(Dataset items)

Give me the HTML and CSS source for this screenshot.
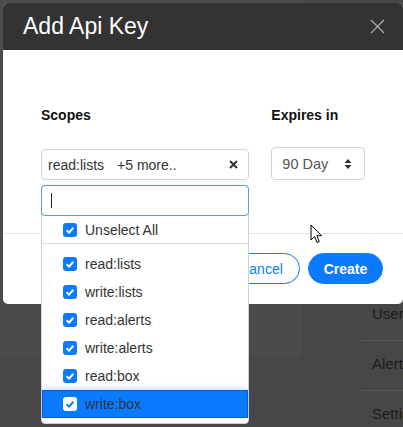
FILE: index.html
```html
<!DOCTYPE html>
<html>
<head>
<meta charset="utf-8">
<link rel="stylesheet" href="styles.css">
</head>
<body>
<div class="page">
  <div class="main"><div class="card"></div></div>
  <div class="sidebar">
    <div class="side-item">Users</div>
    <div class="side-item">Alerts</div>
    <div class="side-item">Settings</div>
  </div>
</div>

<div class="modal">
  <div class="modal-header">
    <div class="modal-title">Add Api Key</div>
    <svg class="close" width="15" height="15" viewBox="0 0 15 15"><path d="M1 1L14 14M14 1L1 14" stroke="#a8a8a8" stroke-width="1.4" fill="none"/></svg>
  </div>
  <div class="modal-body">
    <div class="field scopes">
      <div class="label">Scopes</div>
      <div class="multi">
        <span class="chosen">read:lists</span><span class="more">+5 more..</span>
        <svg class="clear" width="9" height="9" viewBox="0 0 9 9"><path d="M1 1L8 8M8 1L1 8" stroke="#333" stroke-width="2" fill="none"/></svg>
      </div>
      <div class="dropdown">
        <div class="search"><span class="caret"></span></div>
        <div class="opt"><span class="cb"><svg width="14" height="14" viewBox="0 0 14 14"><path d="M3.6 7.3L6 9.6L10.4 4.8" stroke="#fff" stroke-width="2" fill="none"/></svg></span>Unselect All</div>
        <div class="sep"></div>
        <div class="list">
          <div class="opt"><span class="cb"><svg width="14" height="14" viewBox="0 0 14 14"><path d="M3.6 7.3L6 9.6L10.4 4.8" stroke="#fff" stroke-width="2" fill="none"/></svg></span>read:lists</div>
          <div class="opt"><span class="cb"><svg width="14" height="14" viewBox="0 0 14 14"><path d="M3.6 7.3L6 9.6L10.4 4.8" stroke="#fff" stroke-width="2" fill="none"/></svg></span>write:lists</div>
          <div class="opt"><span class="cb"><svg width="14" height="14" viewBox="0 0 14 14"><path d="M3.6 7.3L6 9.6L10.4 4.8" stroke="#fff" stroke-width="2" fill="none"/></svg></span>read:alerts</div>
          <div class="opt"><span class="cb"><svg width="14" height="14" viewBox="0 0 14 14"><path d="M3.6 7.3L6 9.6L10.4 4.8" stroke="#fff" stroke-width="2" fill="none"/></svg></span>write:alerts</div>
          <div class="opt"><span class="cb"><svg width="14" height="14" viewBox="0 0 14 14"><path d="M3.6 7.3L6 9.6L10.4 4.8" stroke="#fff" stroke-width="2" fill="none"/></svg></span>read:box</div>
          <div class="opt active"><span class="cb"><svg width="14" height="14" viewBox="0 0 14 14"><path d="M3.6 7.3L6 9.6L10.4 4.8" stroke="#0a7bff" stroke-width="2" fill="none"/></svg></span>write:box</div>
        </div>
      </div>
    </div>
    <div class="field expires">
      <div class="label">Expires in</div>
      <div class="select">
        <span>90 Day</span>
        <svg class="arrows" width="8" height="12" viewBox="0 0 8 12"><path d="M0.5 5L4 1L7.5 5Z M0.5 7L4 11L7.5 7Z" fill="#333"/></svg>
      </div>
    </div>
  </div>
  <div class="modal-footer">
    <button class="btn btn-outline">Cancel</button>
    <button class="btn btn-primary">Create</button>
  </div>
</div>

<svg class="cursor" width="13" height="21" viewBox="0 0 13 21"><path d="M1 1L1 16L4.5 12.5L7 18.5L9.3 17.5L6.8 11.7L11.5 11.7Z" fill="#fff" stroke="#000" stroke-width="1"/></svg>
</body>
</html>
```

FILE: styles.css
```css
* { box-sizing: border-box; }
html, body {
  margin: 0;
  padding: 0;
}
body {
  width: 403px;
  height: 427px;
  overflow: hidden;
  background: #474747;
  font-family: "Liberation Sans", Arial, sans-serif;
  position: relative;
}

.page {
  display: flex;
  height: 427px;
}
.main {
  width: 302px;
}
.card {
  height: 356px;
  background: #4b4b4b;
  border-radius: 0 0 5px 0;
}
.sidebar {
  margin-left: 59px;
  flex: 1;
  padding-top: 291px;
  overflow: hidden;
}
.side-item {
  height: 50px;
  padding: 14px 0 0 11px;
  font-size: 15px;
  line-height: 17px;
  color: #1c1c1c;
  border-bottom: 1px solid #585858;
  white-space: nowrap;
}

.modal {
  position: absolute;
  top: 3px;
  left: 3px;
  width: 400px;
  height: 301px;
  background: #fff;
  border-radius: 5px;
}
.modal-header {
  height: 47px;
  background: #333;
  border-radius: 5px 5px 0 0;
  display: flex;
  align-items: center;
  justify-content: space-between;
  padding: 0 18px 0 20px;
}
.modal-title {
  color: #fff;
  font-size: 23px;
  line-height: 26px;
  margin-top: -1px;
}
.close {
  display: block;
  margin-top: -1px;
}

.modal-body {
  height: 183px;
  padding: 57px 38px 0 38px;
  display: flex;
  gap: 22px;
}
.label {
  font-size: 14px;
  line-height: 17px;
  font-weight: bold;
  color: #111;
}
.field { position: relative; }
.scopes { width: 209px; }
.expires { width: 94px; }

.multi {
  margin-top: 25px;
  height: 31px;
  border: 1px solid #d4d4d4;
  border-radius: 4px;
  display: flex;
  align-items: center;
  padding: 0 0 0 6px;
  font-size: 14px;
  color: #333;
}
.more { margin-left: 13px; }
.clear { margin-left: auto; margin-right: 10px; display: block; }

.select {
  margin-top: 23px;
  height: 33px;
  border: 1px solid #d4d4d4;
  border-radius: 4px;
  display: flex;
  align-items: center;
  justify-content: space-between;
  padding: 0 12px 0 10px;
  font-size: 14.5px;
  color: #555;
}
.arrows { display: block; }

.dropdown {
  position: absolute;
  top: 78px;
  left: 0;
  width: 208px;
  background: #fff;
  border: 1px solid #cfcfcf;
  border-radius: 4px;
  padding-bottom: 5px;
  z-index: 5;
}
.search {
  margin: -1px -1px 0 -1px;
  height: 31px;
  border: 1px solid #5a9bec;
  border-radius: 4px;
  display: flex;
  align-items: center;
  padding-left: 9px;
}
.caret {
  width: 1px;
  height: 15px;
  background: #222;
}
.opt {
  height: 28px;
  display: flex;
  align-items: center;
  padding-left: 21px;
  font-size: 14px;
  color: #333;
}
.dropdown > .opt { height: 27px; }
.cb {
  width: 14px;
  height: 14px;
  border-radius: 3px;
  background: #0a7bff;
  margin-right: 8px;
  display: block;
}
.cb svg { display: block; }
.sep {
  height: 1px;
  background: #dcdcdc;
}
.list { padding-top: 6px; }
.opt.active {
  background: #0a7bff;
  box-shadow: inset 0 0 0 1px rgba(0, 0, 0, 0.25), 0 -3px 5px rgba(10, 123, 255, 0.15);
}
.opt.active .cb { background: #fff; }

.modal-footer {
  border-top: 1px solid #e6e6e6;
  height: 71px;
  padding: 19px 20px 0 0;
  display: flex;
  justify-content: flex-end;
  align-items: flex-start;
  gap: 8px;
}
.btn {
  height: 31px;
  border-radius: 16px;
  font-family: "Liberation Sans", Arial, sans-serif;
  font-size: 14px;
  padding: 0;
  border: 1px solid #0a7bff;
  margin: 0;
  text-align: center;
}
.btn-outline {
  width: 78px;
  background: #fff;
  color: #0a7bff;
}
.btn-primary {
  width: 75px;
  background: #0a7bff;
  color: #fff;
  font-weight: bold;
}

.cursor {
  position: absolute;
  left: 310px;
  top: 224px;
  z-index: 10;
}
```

* * *

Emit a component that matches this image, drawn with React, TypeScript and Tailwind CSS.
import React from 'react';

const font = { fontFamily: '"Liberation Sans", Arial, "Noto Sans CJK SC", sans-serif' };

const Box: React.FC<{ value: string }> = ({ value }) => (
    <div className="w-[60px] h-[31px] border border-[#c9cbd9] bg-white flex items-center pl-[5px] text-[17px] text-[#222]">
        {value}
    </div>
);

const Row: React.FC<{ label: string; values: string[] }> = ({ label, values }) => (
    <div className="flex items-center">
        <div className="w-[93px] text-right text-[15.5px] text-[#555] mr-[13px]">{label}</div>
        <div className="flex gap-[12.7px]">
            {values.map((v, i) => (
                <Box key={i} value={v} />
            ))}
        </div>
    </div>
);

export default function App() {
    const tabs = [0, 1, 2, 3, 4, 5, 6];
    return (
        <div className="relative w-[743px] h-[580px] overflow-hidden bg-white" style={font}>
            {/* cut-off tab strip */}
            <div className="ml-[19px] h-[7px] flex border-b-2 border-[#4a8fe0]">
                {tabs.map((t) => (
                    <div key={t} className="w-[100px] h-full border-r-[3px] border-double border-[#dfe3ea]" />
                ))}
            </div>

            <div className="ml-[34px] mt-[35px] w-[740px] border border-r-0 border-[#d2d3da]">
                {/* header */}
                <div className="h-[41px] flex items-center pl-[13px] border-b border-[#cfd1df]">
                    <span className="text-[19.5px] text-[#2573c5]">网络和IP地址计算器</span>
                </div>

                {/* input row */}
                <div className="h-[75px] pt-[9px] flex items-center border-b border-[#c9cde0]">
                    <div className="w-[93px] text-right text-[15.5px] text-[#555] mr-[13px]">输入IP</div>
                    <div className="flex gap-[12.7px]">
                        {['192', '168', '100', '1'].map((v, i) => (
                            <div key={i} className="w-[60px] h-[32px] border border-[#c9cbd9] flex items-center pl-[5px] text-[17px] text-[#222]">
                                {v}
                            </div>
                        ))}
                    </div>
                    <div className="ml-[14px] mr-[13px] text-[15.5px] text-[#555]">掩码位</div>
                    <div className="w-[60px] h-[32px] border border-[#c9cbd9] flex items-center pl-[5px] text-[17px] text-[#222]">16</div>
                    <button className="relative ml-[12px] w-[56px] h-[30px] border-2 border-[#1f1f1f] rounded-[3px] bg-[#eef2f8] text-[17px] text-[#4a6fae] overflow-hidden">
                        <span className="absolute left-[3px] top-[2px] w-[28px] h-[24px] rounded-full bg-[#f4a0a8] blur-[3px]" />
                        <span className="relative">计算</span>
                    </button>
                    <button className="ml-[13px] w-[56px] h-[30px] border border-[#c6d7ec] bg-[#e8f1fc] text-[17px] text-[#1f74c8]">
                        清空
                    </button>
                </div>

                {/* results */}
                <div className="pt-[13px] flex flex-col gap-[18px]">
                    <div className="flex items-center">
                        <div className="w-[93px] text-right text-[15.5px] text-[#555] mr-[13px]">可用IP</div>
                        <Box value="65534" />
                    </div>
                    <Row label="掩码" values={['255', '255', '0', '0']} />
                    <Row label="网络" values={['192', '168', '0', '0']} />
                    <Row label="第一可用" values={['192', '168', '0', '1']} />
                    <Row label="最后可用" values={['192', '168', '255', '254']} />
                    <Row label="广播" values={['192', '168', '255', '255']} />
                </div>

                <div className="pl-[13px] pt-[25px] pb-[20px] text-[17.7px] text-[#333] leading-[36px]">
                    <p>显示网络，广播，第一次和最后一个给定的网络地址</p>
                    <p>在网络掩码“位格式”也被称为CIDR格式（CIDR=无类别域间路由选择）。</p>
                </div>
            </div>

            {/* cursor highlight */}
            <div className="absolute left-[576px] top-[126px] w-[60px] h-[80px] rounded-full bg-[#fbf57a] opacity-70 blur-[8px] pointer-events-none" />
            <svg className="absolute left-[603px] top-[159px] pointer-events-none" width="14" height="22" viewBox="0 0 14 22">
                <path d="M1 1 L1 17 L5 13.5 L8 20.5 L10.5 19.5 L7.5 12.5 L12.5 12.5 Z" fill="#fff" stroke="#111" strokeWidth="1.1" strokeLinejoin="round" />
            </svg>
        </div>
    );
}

▶ [Request]:
Copy each line of the listing that contains the string "React".

▶ [Answer below]:
Emit a component that matches this image, drawn with React, TypeScript and Tailwind CSS.
import React from 'react';
const Box: React.FC<{ value: string }> = ({ value }) => (
const Row: React.FC<{ label: string; values: string[] }> = ({ label, values }) => (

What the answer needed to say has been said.